The king who most likely has never been anywhere near a birthing room,
and who believes that the foreigner Hebrews are somehow different,
he believes the story of the midwives,
and so he lets them go,
and moves on to his next plan for the genocide of the Hebrews.

Stories such as this always make me wonder,
“What would I do if I were Shiphrah or Puah?”
Do I fear (in all senses of the word) –do I fear, love, honor, trust God enough to do what Shiphrah and Puah did?
Do I fear God enough to do what those pastors in South Africa did in 1986?
Do I fear God enough to do what small numbers of people have done throughout history to seek peace nonviolently; to speak out against injustice; to put their lives in danger for the sake of justice?

Throughout the evening we’ve seen some photographs of people who have done just that.
As you see, it did not end well for many of them.
Many were assassinated or imprisoned.
We never hear about Shiphrah or Puah again in the Bible.

Much of the time it’s easier to make peace without justice.
It’s easier to keep quiet.
It’s easier to decline personal responsibility.
It’s easier to say we’re just following orders,
or to claim that one person cannot make a difference
or that it’s not our problem.

Shiphrah and Puah knew that the king would
probably come up with another plan to get rid of the Hebrew boys…
but they chose not to take the easier route.
They chose not to conform.
They chose to resist.

If Shiphrah and Puah had been there,
my guess is that they would have spoken up against the atrocities in Abu Ghraib prison in Iraq ten years ago…

If Shiphrah and Puah had been there,
my guess is that they would have done what they could to stop the gang rape on the bus in India last year.

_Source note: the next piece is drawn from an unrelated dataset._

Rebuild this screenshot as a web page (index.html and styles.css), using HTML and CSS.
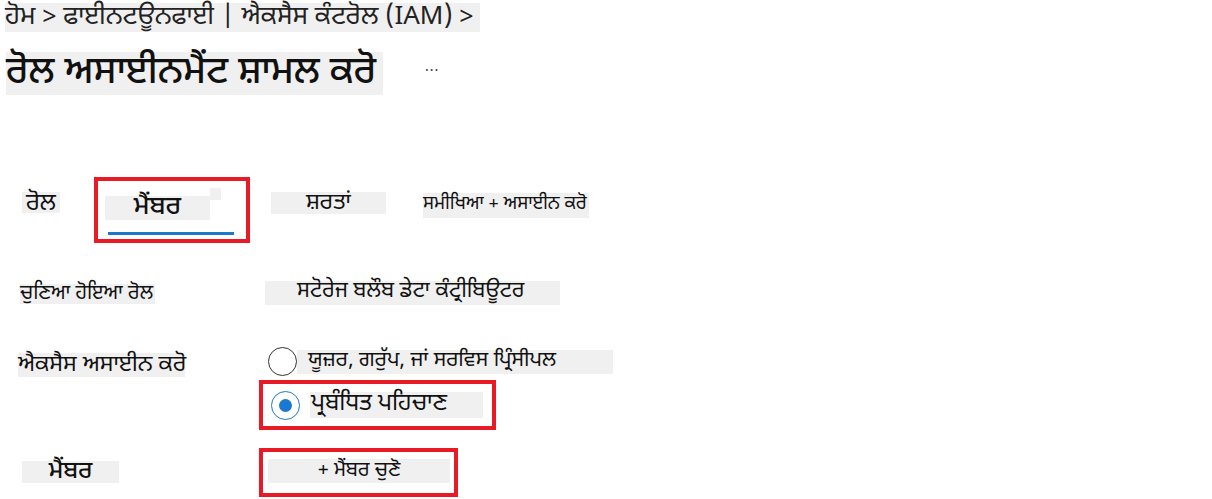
FILE: index.html
```html
<!DOCTYPE html>
<html lang="pa">
<head>
<meta charset="utf-8">
<link rel="stylesheet" href="styles.css">
</head>
<body>
<div class="page">
  <div class="crumb-row"><span class="crumb">ਹੋਮ &gt; ਫਾਈਨਟਊਨਫਾਈ | ਐਕਸੈਸ ਕੰਟਰੋਲ (IAM) &gt;</span></div>
  <div class="title-row">
    <h1 class="title">ਰੋਲ ਅਸਾਈਨਮੈਂਟ ਸ਼ਾਮਲ ਕਰੋ</h1>
    <span class="dots">···</span>
  </div>
  <div class="tabs">
    <div class="tab tab-role"><span class="lbl">ਰੋਲ</span></div>
    <div class="tab-active">
      <div class="tab-active-inner">
        <span class="lbl lbl-members">ਮੈਂਬਰ</span>
        <span class="mini"></span>
      </div>
      <div class="underline"></div>
    </div>
    <div class="tab tab-cond"><span class="lbl">ਸ਼ਰਤਾਂ</span></div>
    <div class="tab tab-review"><span class="lbl">ਸਮੀਖਿਆ + ਅਸਾਈਨ ਕਰੋ</span></div>
  </div>
  <div class="row row-role">
    <span class="lbl key key-role">ਚੁਣਿਆ ਹੋਇਆ ਰੋਲ</span>
    <span class="lbl val-role">ਸਟੋਰੇਜ ਬਲੌਬ ਡੇਟਾ ਕੰਟ੍ਰੀਬਿਊਟਰ</span>
  </div>
  <div class="row row-access">
    <span class="lbl key key-access">ਐਕਸੈਸ ਅਸਾਈਨ ਕਰੋ</span>
    <div class="options">
      <div class="opt opt-user">
        <span class="radio"></span>
        <span class="lbl opt-lbl-user">ਯੂਜ਼ਰ, ਗਰੁੱਪ, ਜਾਂ ਸਰਵਿਸ ਪ੍ਰਿੰਸੀਪਲ</span>
      </div>
      <div class="opt opt-mi hl">
        <span class="radio checked"></span>
        <span class="lbl opt-lbl-mi">ਪ੍ਰਬੰਧਿਤ ਪਹਿਚਾਣ</span>
      </div>
    </div>
  </div>
  <div class="row row-members">
    <span class="lbl key key-members">ਮੈਂਬਰ</span>
    <div class="hl select-box"><span class="lbl select-btn">+ ਮੈਂਬਰ ਚੁਣੋ</span></div>
  </div>
</div>
</body>
</html>
```
FILE: styles.css
```css
* { box-sizing: border-box; }
html, body { margin: 0; padding: 0; background: #fff; }
body {
  font-family: "Noto Sans Gurmukhi", "Noto Sans", "DejaVu Sans", sans-serif;
  color: #111;
  width: 1212px;
  height: 499px;
  overflow: hidden;
}
.lbl {
  background: #f0f0f0;
  display: flex;
  align-items: center;
  white-space: nowrap;
  line-height: 1;
  overflow: visible;
}
.crumb-row { padding: 3px 0 0 5px; }
.crumb {
  display: flex;
  align-items: center;
  width: 475px;
  height: 29px;
  background: #f0f0f0;
  font-size: 26px;
  line-height: 1;
  color: #222;
  white-space: nowrap;
}
.title-row {
  display: flex;
  align-items: center;
  margin-top: 20px;
  padding-left: 6px;
}
.title {
  margin: 0;
  width: 377px;
  height: 43px;
  background: #f0f0f0;
  font-size: 38px;
  line-height: 1;
  font-weight: 500;
  display: flex;
  align-items: center;
  white-space: nowrap;
  color: #111;
}
.dots {
  margin-left: 42px;
  font-size: 14px;
  color: #333;
  letter-spacing: 1px;
  margin-top: -4px;
}
.tabs {
  display: flex;
  align-items: flex-start;
  margin-top: 82px;
  padding-left: 22px;
  height: 66px;
}
.tab { margin-top: 15px; }
.tab-role .lbl { width: 38px; height: 21px; font-size: 24px; justify-content: center; padding-top: 3px; }
.tab-active {
  margin-left: 34px;
  width: 156px;
  height: 66px;
  border: 4px solid #e81a26;
  padding: 11px 0 0 7px;
}
.tab-active-inner { display: flex; align-items: flex-start; }
.lbl-members {
  width: 105px;
  height: 24px;
  font-size: 26px;
  font-weight: 500;
  justify-content: center;
  margin-top: 4px;
}
.mini {
  width: 11px;
  height: 12px;
  background: #f0f0f0;
  margin-top: -4px;
}
.underline {
  width: 126px;
  height: 3px;
  background: #1a78d0;
  margin: 12px 0 0 3px;
}
.tab-cond { margin-left: 21px; }
.tab-cond .lbl { width: 115px; height: 22px; font-size: 23px; justify-content: center; }
.tab-review { margin-left: 37px; margin-top: 16px; }
.tab-review .lbl { width: 166px; height: 25px; font-size: 18.5px; }
.row { display: flex; align-items: flex-start; }
.row-role { margin-top: 38px; padding-left: 20px; }
.key-role { width: 135px; height: 20px; margin-top: 3px; font-size: 20px; }
.val-role {
  margin-left: 110px;
  width: 295px;
  height: 24px;
  font-size: 21.5px;
  padding-left: 32px;
}
.row-access { margin-top: 42px; padding-left: 18px; }
.key-access { width: 167px; height: 24px; font-size: 23px; margin-top: 6px; }
.options { margin-left: 74px; display: flex; flex-direction: column; }
.opt { display: flex; align-items: center; }
.opt-user { margin-left: 9px; }
.radio {
  width: 29px;
  height: 29px;
  border-radius: 50%;
  border: 1.5px solid #333;
  background: #fff;
  flex: none;
  display: flex;
  align-items: center;
  justify-content: center;
}
.radio.checked { border-color: #1a78d0; }
.radio.checked::after {
  content: "";
  width: 13px;
  height: 13px;
  border-radius: 50%;
  background: #1a78d0;
}
.opt-lbl-user { width: 316px; height: 24px; font-size: 21px; padding-left: 11px; }
.hl { border: 4px solid #e81a26; }
.opt-mi {
  margin-top: 4px;
  width: 237px;
  height: 50px;
  padding-left: 8px;
}
.opt-lbl-mi { width: 173px; height: 26px; font-size: 23.5px; margin-left: 10px; padding-left: 1px; }
.row-members { margin-top: 18px; padding-left: 22px; }
.key-members {
  width: 97px;
  height: 22px;
  font-size: 24px;
  font-weight: 500;
  justify-content: center;
  margin-top: 13px;
}
.select-box {
  margin-left: 140px;
  width: 199px;
  height: 49px;
  padding: 7px 0 0 5px;
}
.select-btn { width: 182px; height: 24px; font-size: 20px; justify-content: center; }
```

If Shiphrah and Puah had been there,
my guess is that they would have spoken out against the cuts in food stamps in the farm bill this past week.

So I ask us today…
What is the issue God has placed in our paths for which we need to hear a “Call to Prayer?”
Where are we being called to be like Shiphrah or Puah
and instead of settling for a peace without justice,
where are we called to work for making a just peace?